▶ [Supplied information]:
++++++

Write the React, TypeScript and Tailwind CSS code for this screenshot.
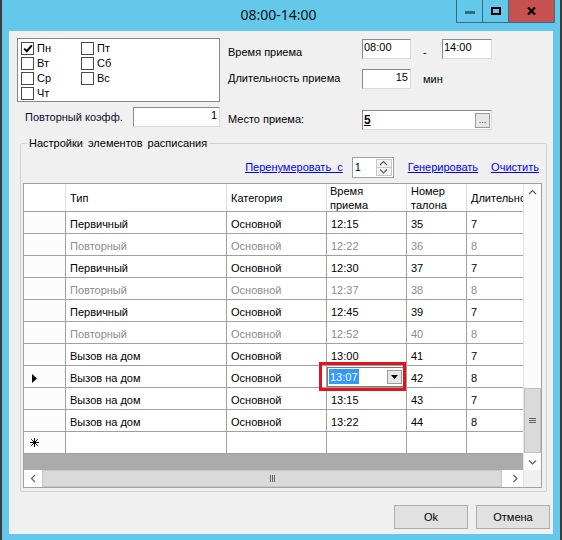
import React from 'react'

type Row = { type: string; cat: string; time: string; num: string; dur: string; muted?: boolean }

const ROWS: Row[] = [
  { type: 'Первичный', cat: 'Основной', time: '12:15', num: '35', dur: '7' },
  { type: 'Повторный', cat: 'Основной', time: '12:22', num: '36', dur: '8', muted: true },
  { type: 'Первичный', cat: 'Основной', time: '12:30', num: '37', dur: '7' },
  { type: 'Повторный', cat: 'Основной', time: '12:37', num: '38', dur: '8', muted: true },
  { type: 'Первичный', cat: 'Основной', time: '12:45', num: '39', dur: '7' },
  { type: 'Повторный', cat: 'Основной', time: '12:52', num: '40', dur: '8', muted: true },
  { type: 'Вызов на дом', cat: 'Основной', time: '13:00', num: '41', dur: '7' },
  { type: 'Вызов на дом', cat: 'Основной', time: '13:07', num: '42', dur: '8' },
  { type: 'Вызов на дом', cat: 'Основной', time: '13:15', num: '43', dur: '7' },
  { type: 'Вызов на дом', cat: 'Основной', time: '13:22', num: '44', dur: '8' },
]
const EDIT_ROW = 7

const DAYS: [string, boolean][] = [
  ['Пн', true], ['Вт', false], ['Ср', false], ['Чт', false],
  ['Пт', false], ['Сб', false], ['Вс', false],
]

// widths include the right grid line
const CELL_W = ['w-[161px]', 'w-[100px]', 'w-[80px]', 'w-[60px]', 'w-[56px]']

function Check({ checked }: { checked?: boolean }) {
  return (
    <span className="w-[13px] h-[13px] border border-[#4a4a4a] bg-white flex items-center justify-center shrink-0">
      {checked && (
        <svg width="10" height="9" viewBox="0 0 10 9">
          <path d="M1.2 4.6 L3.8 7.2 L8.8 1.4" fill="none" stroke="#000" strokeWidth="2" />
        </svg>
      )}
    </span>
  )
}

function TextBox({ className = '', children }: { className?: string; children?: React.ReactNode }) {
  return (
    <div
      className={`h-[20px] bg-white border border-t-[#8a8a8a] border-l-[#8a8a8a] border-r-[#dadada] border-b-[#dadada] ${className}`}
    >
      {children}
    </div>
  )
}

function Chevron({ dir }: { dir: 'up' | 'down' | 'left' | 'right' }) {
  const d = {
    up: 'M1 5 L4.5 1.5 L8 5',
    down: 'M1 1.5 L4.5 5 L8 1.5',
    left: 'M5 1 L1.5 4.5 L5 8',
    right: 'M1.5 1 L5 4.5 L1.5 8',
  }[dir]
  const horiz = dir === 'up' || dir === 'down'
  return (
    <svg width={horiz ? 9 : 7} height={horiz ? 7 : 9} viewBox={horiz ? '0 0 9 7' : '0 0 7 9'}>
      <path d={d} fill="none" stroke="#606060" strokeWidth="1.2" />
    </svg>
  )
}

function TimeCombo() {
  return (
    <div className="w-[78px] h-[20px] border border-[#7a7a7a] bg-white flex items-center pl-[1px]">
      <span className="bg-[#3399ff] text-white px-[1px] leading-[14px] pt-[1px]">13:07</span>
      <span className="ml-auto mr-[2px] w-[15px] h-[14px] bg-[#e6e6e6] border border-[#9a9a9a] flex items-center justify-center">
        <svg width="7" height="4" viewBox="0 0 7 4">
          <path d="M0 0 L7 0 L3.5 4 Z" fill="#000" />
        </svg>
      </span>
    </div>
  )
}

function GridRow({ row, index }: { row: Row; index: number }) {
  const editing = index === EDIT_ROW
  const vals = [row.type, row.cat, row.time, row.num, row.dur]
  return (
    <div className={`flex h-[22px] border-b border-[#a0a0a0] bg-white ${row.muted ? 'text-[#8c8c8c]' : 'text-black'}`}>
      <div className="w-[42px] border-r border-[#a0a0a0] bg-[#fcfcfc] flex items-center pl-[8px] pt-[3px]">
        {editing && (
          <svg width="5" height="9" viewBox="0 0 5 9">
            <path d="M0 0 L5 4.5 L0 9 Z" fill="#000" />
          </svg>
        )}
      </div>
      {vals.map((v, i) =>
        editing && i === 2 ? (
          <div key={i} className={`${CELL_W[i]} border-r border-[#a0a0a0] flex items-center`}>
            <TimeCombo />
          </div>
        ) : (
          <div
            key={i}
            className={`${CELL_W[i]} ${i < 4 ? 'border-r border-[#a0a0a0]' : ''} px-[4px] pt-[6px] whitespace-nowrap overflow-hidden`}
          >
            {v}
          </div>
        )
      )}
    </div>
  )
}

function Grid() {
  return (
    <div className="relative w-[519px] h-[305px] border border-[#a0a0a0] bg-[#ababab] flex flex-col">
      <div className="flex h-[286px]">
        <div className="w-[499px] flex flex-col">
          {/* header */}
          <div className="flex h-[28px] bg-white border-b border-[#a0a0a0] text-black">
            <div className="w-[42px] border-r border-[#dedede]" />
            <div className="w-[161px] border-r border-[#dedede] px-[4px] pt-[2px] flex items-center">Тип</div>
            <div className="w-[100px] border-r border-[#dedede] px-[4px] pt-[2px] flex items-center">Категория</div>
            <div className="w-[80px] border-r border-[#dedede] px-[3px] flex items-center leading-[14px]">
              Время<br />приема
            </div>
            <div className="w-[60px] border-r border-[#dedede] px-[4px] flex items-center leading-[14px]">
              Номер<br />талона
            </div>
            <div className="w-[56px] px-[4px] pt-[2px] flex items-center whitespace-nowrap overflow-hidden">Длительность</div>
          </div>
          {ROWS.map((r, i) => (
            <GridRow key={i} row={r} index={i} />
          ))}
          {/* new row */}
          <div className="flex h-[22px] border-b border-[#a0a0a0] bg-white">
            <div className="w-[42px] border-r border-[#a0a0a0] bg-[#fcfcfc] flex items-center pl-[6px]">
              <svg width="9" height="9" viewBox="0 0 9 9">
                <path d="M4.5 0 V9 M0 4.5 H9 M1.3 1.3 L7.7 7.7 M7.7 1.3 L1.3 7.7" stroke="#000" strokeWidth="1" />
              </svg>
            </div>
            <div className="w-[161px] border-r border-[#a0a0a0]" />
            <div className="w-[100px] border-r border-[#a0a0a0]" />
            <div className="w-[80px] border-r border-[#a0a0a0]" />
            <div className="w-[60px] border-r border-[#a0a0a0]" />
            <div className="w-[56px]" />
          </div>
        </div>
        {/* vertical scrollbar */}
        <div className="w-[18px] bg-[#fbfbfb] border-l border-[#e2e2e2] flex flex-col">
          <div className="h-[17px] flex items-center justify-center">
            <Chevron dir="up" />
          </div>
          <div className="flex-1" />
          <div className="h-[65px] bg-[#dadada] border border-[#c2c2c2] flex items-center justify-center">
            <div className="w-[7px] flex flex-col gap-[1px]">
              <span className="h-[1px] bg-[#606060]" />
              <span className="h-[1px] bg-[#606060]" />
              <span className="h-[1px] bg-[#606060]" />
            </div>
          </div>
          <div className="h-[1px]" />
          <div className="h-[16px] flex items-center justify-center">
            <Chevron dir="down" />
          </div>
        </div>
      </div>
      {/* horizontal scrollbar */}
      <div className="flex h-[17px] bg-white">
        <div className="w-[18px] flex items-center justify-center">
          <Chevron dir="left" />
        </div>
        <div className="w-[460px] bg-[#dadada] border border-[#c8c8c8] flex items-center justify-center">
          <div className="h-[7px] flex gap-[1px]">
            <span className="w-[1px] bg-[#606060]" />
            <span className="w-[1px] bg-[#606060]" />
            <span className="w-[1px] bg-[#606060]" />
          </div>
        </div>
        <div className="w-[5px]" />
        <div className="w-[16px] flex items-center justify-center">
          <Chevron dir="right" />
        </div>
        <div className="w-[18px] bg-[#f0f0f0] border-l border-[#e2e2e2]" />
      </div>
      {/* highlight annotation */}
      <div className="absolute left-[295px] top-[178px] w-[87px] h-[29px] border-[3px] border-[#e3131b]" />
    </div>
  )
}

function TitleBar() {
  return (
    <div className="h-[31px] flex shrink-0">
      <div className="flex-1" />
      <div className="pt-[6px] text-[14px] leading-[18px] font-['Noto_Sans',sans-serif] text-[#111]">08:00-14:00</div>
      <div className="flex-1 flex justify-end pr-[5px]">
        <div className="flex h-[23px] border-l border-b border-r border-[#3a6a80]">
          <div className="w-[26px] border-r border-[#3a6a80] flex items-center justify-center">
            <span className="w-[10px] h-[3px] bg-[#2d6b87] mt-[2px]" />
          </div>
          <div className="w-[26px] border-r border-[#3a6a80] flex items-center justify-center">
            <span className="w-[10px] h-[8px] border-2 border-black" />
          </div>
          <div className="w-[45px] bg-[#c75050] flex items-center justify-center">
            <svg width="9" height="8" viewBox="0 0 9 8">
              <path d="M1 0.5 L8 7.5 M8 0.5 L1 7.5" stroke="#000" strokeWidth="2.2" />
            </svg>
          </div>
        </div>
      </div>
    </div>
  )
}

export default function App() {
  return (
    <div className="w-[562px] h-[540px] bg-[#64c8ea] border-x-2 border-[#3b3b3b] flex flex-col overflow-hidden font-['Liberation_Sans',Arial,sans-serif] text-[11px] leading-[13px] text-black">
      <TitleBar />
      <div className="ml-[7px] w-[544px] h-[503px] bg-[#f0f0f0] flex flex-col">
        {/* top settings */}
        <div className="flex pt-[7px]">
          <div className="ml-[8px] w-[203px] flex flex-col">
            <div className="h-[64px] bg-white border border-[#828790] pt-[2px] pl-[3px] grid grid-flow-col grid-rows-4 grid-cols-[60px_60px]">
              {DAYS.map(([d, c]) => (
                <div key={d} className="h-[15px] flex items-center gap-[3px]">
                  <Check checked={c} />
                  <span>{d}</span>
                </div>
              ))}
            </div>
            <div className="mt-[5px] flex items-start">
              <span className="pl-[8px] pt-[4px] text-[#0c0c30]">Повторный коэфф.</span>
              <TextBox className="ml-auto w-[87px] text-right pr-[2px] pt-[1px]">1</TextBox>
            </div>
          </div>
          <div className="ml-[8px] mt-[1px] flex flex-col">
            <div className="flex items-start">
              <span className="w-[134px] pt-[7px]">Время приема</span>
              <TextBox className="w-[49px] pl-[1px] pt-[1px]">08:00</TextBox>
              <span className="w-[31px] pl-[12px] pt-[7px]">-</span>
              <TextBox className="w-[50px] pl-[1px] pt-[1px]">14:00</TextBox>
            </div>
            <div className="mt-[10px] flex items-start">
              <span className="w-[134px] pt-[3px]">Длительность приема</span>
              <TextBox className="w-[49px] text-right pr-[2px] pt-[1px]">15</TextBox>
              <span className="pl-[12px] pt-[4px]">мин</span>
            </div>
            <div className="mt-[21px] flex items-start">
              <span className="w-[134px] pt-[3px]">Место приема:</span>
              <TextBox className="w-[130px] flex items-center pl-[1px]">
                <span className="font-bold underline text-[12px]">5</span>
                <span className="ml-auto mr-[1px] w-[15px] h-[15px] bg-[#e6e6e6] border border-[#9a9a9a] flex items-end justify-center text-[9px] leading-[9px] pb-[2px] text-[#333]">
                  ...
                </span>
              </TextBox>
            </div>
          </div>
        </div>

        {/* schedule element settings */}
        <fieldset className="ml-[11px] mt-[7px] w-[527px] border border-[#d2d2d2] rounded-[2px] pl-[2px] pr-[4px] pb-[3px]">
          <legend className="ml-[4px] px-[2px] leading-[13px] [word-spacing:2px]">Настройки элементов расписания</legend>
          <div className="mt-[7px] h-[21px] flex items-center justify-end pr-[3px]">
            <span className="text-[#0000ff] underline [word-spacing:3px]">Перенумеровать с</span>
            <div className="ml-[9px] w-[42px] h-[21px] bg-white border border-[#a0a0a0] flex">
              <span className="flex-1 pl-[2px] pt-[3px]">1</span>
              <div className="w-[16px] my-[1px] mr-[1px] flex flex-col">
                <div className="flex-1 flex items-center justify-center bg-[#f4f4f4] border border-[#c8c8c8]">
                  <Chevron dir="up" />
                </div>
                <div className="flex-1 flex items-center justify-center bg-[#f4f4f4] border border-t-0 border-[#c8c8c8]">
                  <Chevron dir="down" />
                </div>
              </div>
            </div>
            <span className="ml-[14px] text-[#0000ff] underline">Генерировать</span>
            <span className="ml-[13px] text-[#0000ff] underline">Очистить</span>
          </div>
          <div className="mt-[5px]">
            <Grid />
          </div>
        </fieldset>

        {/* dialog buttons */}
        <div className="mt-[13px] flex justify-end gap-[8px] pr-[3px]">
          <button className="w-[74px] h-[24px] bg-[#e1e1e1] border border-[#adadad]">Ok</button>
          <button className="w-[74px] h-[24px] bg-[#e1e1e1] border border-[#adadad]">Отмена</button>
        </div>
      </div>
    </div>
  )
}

++++++

▶ [What is being asked]: Everything from the first line to the line with "['w-[161px]', 'w-[100px]', 'w-[80px]', 'w-[60px]', 'w-[56px]']" must be repeated exactly, and nothing else. Leave the pictures out.

▶ [Solution to this task]:
Write the React, TypeScript and Tailwind CSS code for this screenshot.
import React from 'react'

type Row = { type: string; cat: string; time: string; num: string; dur: string; muted?: boolean }

const ROWS: Row[] = [
  { type: 'Первичный', cat: 'Основной', time: '12:15', num: '35', dur: '7' },
  { type: 'Повторный', cat: 'Основной', time: '12:22', num: '36', dur: '8', muted: true },
  { type: 'Первичный', cat: 'Основной', time: '12:30', num: '37', dur: '7' },
  { type: 'Повторный', cat: 'Основной', time: '12:37', num: '38', dur: '8', muted: true },
  { type: 'Первичный', cat: 'Основной', time: '12:45', num: '39', dur: '7' },
  { type: 'Повторный', cat: 'Основной', time: '12:52', num: '40', dur: '8', muted: true },
  { type: 'Вызов на дом', cat: 'Основной', time: '13:00', num: '41', dur: '7' },
  { type: 'Вызов на дом', cat: 'Основной', time: '13:07', num: '42', dur: '8' },
  { type: 'Вызов на дом', cat: 'Основной', time: '13:15', num: '43', dur: '7' },
  { type: 'Вызов на дом', cat: 'Основной', time: '13:22', num: '44', dur: '8' },
]
const EDIT_ROW = 7

const DAYS: [string, boolean][] = [
  ['Пн', true], ['Вт', false], ['Ср', false], ['Чт', false],
  ['Пт', false], ['Сб', false], ['Вс', false],
]

// widths include the right grid line
const CELL_W = ['w-[161px]', 'w-[100px]', 'w-[80px]', 'w-[60px]', 'w-[56px]']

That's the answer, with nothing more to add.